Че Гевара смотрит на живот Марии.
Че Гевара. Тебе легче. Я так не сумею…
С трудом встаёт на ноги и уходит вглубь сцены. Мария остаётся стоять на авансцене одна.
День седьмой
Вещмешки свалены в общую кучу в глубине сцены. Ахилл с Шумахером возятся около вещмешков. Че Гевара на авансцене читает книгу. Ной у дверей прощается с Марией.
Ахилл (Шумахеру). С утра ноги выкручивает – хоть вешайся! (Достаёт начатую бутылку, отхлёбывает.) Для анестезии… Вчера полбутыля не допили. Будешь? (Протягивает Шумахеру бутылку.)
Шумахер. В такую жару самогон глушить – железные нервы иметь нужно... Давай.
Берёт бутылку у Ахилла, делает глоток. Вместе отходят в сторону.
Ной (Марии, рассматривая стену). Сюда бы битума ещё килограмм пятьдесят – по стыкам пройтись, для надёжности. Тогда точно не протечёт. Только где сейчас битум возьмёшь?
Мария. Ничего, и так хорошо.
Ахилл. Ты, Шуми, давно на войне?
Шумахер. Второй год.
Ахилл. Долго. Смотри, никакая баба столько ждать не станет. Придёшь с войны – а в твоей постели член с усами. Ты его за жабры – тебя в ментовку. Домой отпустят, а куда идти, если дома нет?! Да, Шуми?! Давай!
Пьют.
Ной (Марии). Хотел тебя спросить…
Мария. Про мужа? Погиб он.
Ной.
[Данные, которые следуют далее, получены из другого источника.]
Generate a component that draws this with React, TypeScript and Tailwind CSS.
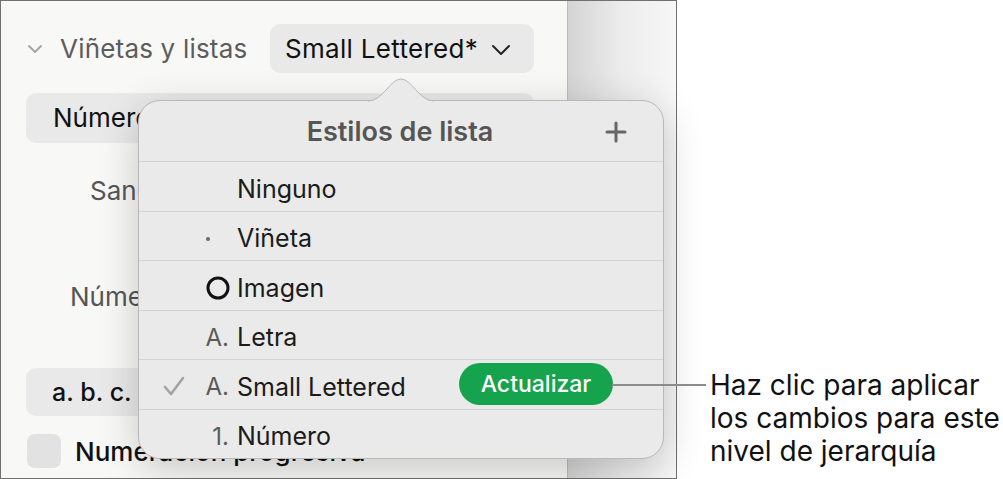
import React from "react";

function Row({
  prefix,
  label,
  checked,
  button,
}: {
  prefix?: React.ReactNode;
  label: string;
  checked?: boolean;
  button?: boolean;
}) {
  return (
    <div className="flex-1 flex items-center border-t border-[#d3d3d3] relative">
      <div className="w-[24px]" />
      <div className="w-[22px] flex items-center justify-center mt-[4px]">
        {checked && (
          <svg width="22" height="22" viewBox="0 0 22 22">
            <path d="M2 12 L8 19 L20 3" fill="none" stroke="#a3a3a3" strokeWidth="2.6" strokeLinecap="round" strokeLinejoin="round" />
          </svg>
        )}
      </div>
      <div className="w-[44px] flex justify-end items-center text-[24px] text-[#5a5a5a] mt-[6px]">{prefix}</div>
      <div className="ml-[8px] text-[25px] text-[#1b1b1b] leading-none mt-[6px]">{label}</div>
      {button && (
        <div className="ml-auto mr-[50px] w-[154px] h-[42px] rounded-full bg-[#15a34e] text-white text-[23px] font-medium flex items-center justify-center">
          Actualizar
        </div>
      )}
    </div>
  );
}

export default function App() {
  return (
    <div className="w-[1003px] h-[479px] bg-white relative flex font-[Inter,'Liberation_Sans',sans-serif] overflow-hidden">
      {/* Frame */}
      <div className="w-[677px] h-[479px] border border-[#707070] flex shrink-0 overflow-hidden">
        <div className="w-[566px] h-full bg-[#f8f8f7] flex flex-col pl-[25px] pr-[33px] pt-[23px]">
          <div className="flex items-center h-[49px]">
            <svg width="16" height="10" viewBox="0 0 16 10" className="ml-[1px]">
              <path d="M2 2 L8 8 L14 2" fill="none" stroke="#a6a6a6" strokeWidth="2" strokeLinecap="round" strokeLinejoin="round" />
            </svg>
            <div className="ml-[17px] text-[26px] text-[#5c5c5c] leading-none tracking-[0.2px]">Viñetas y listas</div>
            <div className="ml-auto w-[264px] h-[49px] rounded-[10px] bg-[#e9e9e9] flex items-center pl-[15px]">
              <span className="text-[26px] text-[#111] leading-none whitespace-nowrap tracking-[0.3px]">Small Lettered*</span>
              <svg width="20" height="12" viewBox="0 0 20 12" className="ml-[13px] mt-[2px]">
                <path d="M2 2 L10 10 L18 2" fill="none" stroke="#222" strokeWidth="2" strokeLinecap="round" strokeLinejoin="round" />
              </svg>
            </div>
          </div>
          <div className="mt-[20px] h-[50px] rounded-[10px] bg-[#e9e9e9] flex items-center pl-[27px]">
            <span className="text-[26px] text-[#111] leading-none">Número</span>
          </div>
          <div className="h-[96px] flex items-center pl-[64px]">
            <span className="text-[26px] text-[#555] leading-none">Sangría</span>
          </div>
          <div className="h-[116px] flex items-center pl-[44px]">
            <span className="text-[26px] text-[#555] leading-none">Número</span>
          </div>
          <div className="mt-[13px] h-[48px] rounded-[10px] bg-[#e9e9e9] flex items-center pl-[26px] w-[200px]">
            <span className="text-[25px] text-[#111] font-medium leading-none">a. b. c.</span>
          </div>
          <div className="mt-[18px] flex items-center">
            <div className="w-[34px] h-[34px] rounded-[8px] bg-[#e2e2e2] ml-[1px]" />
            <span className="ml-[14px] mt-[2px] text-[26px] text-[#111] font-medium leading-none whitespace-nowrap">Numeración progresiva</span>
          </div>
        </div>
        <div className="flex-1 h-full border-l border-[#bcbcbc] bg-gradient-to-r from-[#d4d4d4] via-[#ececec] to-[#f7f7f7]" />
      </div>

      {/* Popover */}
      <div className="absolute left-[138px] top-[100px] w-[526px] h-[359px] rounded-[22px] bg-[#eaeaea] border border-[#b9b9b9] shadow-[0_10px_40px_rgba(0,0,0,0.2)] flex flex-col">
        <svg width="66" height="24" viewBox="0 0 66 24" className="absolute left-[229px] top-[-23px]">
          <path d="M0 23.5 C15 23.5 22 1 33 1 C44 1 51 23.5 66 23.5 Z" fill="#eaeaea" />
          <path d="M0 23 C15 23 22 1 33 1 C44 1 51 23 66 23" fill="none" stroke="#b9b9b9" strokeWidth="1" />
        </svg>
        <div className="h-[60px] shrink-0 flex items-center justify-center relative">
          <span className="text-[27px] font-semibold text-[#555] leading-none ml-[-2px] mt-[1px]">Estilos de lista</span>
          <svg width="22" height="22" viewBox="0 0 22 22" className="absolute left-[466px] top-[20px]">
            <path d="M11 2 V20 M2 11 H20" stroke="#666" strokeWidth="3" strokeLinecap="round" />
          </svg>
        </div>
        <Row label="Ninguno" />
        <Row
          label="Viñeta"
          prefix={<span className="w-[4px] h-[4px] rounded-full bg-[#666] mr-[19px] inline-block" />}
        />
        <Row
          label="Imagen"
          prefix={
            <svg width="26" height="26" viewBox="0 0 26 26" className="mr-[-2px]">
              <circle cx="13" cy="13" r="10" fill="none" stroke="#111" strokeWidth="3" />
            </svg>
          }
        />
        <Row label="Letra" prefix={<span className="leading-none">A.</span>} />
        <Row label="Small Lettered" checked button prefix={<span className="leading-none">A.</span>} />
        <Row label="Número" prefix={<span className="leading-none">1.</span>} />
      </div>

      {/* Callout line */}
      <div className="absolute left-[612px] top-[384px] w-[94px] h-[2px] bg-[#8c8c8c]" />

      {/* Callout text */}
      <div className="ml-[33px] mt-[369px] text-[28px] leading-[33px] text-[#111] whitespace-nowrap">
        <div>Haz clic para aplicar</div>
        <div>los cambios para este</div>
        <div>nivel de jerarquía</div>
      </div>
    </div>
  );
}
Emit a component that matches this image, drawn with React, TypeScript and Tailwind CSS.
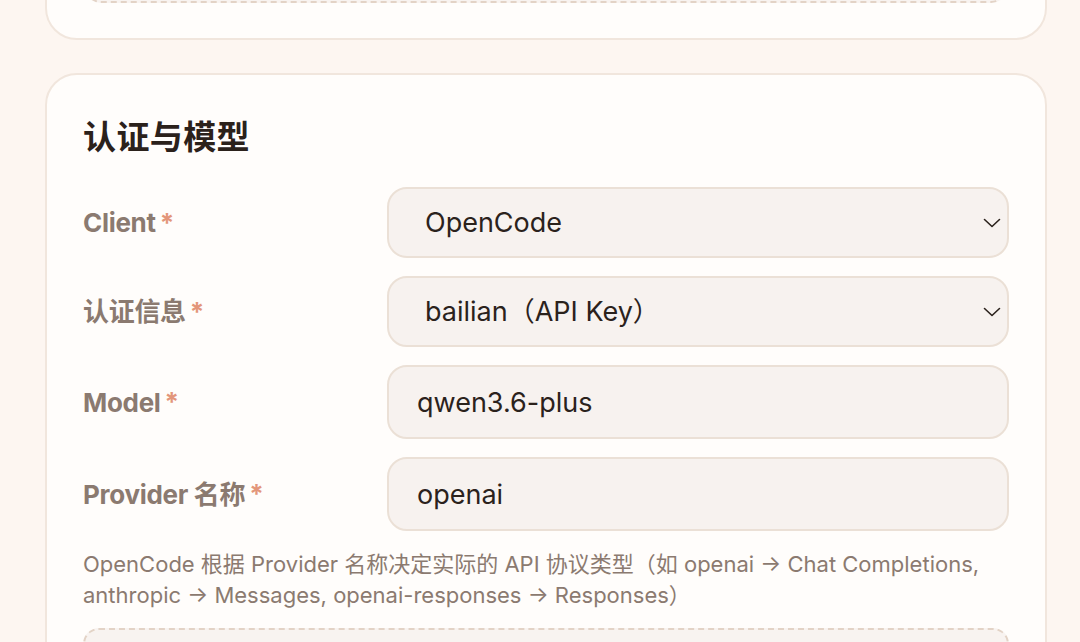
import React from "react";

const FONT = "font-['Inter','Noto_Sans_CJK_SC',sans-serif]";

function Chevron() {
  return (
    <svg className="h-[10px] w-[18px] shrink-0" viewBox="0 0 18 10" fill="none" stroke="#2b221c" strokeWidth="1.6" strokeLinecap="round" strokeLinejoin="round">
      <path d="M1.5 1.5 9 8.5l7.5-7" />
    </svg>
  );
}

function Label({ text }: { text: string }) {
  return (
    <div className="flex items-center gap-[4px] text-[26px] font-bold tracking-[-0.3px] text-[#8b7a70]">
      <span>{text}</span>
      <span className="text-[26px] leading-none text-[#e3967a]">*</span>
    </div>
  );
}

function SelectBox({ value }: { value: string }) {
  return (
    <div className="flex h-[71px] items-center justify-between rounded-[20px] border-2 border-[#ebe0d6] bg-[#f7f2ef] pl-[36px] pr-[6px]">
      <span className="pt-[2px] text-[27px] text-[#2b221c]">{value}</span>
      <Chevron />
    </div>
  );
}

function TextBox({ value }: { value: string }) {
  return (
    <div className="flex h-[74px] items-center rounded-[20px] border-2 border-[#ebe0d6] bg-[#f7f2ef] px-[28px]">
      <span className="pt-[2px] text-[27px] text-[#2b221c]">{value}</span>
    </div>
  );
}

export default function App() {
  return (
    <div className={`h-screen overflow-hidden bg-[#fdf6f1] pl-[45px] pr-[33px] ${FONT}`}>
      {/* previous section, scrolled mostly out of view */}
      <div className="-mt-[119px] rounded-[32px] border-2 border-[#f1e6dd] bg-[#fffdfb] px-[38px] pt-[40px] pb-[35px]">
        <div className="h-[80px] rounded-[16px] border-2 border-dashed border-[#e3d3c6] bg-[#f8f3f0]" />
      </div>

      <div className="mt-[33px] rounded-[32px] border-2 border-[#f1e6dd] bg-[#fffdfb] px-[36px] pt-[42px] pb-[40px]">
        <h2 className="text-[33px] font-bold leading-[40px] tracking-[0.4px] text-[#2b211b]">认证与模型</h2>

        <div className="mt-[30px] grid grid-cols-[304px_1fr] items-center gap-y-[18px]">
          <Label text="Client" />
          <SelectBox value="OpenCode" />
          <Label text="认证信息" />
          <SelectBox value="bailian（API Key）" />
          <Label text="Model" />
          <TextBox value="qwen3.6-plus" />
          <Label text="Provider 名称" />
          <TextBox value="openai" />
        </div>

        <p className="mt-[18px] text-[22px] leading-[31px] text-[#8b7a70]">
          OpenCode 根据 Provider 名称决定实际的 API 协议类型（如 openai → Chat Completions,
          <br />
          anthropic → Messages, openai-responses → Responses）
        </p>

        <div className="mt-[17px] h-[120px] rounded-[16px] border-2 border-dashed border-[#e3d3c6] bg-[#f8f3f0]" />
      </div>
    </div>
  );
}
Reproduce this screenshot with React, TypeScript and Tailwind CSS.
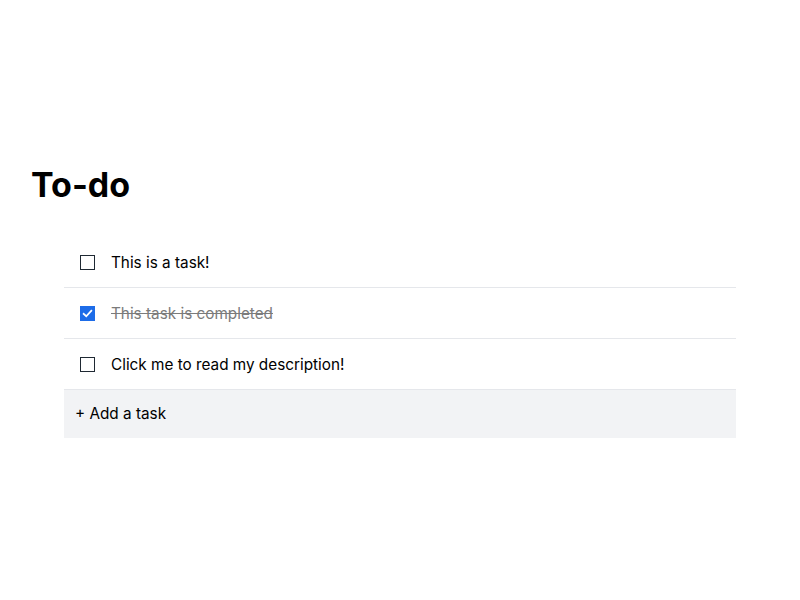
import React, { useState } from "react";

type Task = { id: number; title: string; done: boolean };

function Check({ checked }: { checked: boolean }) {
  return checked ? (
    <span className="flex h-[15px] w-[15px] shrink-0 items-center justify-center bg-[#1d6ce8]">
      <svg viewBox="0 0 16 16" className="h-[11px] w-[11px]">
        <path d="M2.5 8.5 L6.2 12 L13.5 4.2" fill="none" stroke="white" strokeWidth="2.6" strokeLinecap="square" />
      </svg>
    </span>
  ) : (
    <span className="block h-[15px] w-[15px] shrink-0 border border-[#1f2933] bg-white" />
  );
}

export default function App() {
  const [tasks, setTasks] = useState<Task[]>([
    { id: 1, title: "This is a task!", done: false },
    { id: 2, title: "This task is completed", done: true },
    { id: 3, title: "Click me to read my description!", done: false },
  ]);
  const toggle = (id: number) =>
    setTasks((t) => t.map((x) => (x.id === id ? { ...x, done: !x.done } : x)));

  return (
    <div className="min-h-screen bg-white px-8 pt-[153px] text-black" style={{ fontFamily: "Inter, 'Noto Sans', sans-serif" }}>
      <h1 className="-ml-px text-[34px] font-bold leading-[64px]">To-do</h1>
      <div className="mx-8 mt-[20px]">
        {tasks.map((t) => (
          <div
            key={t.id}
            onClick={() => toggle(t.id)}
            className="flex h-[51px] cursor-pointer items-center gap-4 border-b border-[#e5e7eb] pl-4 pr-4"
          >
            <Check checked={t.done} />
            <span className={t.done ? "pt-[2px] text-[15.3px] text-[#7b7b7b] line-through" : "pt-[2px] text-[15.3px]"}>{t.title}</span>
          </div>
        ))}
        <div className="flex h-[48px] items-center bg-[#f2f3f5] pl-[11px] pr-3 pt-[1px] text-[15.3px]">+ Add a task</div>
      </div>
    </div>
  );
}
При обстреле?
Мария. Меня спас – а сам погиб…
Пауза.
Ной. Знаешь, у меня в Донецке квартира пустая стоит. Мне она теперь без надобы. Ты - приезжай, живи. Сколько захочешь. Я своих предупрежу. Родишь – там видно будет…
Мария. Так хозяйство у меня: две собаки, две кошки, две коровы… А теперь – ещё и телёнок прибавился. На кого бросить? (Пауза. Смотрит на Ноя.) И потом – я мужа люблю.
Ной. Так он же мёртвый. А я – живой пока.
Мария. Какая разница?
Пауза.
Шумахер (Ахиллу). У нас в деревне мужиков, считай, не осталось. Все на заработки подались. Жынка целый день по хозяйству. Свиньи, коровы… Хозяйство за день так выдрочит – никакого мужика не захочешь.
Ахилл. Зато вы теперь – свободные люди.
Шумахер. Это без коровы ты – свободный человек. А с ней – какая свобода? Корова за тебя всё решает: когда ложиться, когда вставать... Слава Богу, дети выросли – помочь могут. У тебя, Ахилл, дети есть?
Ахилл (с гордостью). Есть. Сын! Вот такой пацан растёт! (Показывает два больших пальца.) Ему сейчас лет четырнадцать, наверное. Или пятнадцать…
Пьют.
Ной (Марии). А у меня с женщинами всегда так. По-лёгкому – так на раз-два. А если всерьёз – не срастается что-то. Не поймёшь где – только не срастается.
Мария (замечая лист бумаги в руках у Ноя). Покажи.
Ной показывает ей рисунок. Ждёт реакции. Постепенно сникает.
Ной. Фигня. Сам знаю.
Мария. А олень?
Ной. Пробовал. Не выходит.
Хочет выбросить рисунок.
Мария. Не надо. Оставь мне.
Берёт рисунок в руки. Это – корабль, плывущий по волнам, нарисованный незатейливо и просто, как рисуют не слишком опытные уличные художники. Мария закрепляет рисунок Ноя на деревянной стене и заходит в дверь.
Че Гевара (держит книгу в руках, но произносит монолог, не глядя в неё). Дорогие старики! Я любил Вас крепко, только не умел выразить свою любовь. Я слишком прямолинеен в своих действиях и думаю, что иногда меня не понимали. К тому же было нелегко меня понять, но на этот раз — верьте мне. Итак, решимость, которую я совершенствовал с увлечением артиста, заставит действовать хилые ноги и уставшие лёгкие. Я добьюсь своего. Вспоминайте иногда этого скромного кондотьера ХХ века.
Поцелуйте Селию, Роберто, Хуана-Мартина и Пототина, Беатрис, всех. Крепко обнимает Вас Ваш блудный и неисправимый сын Эрнесто.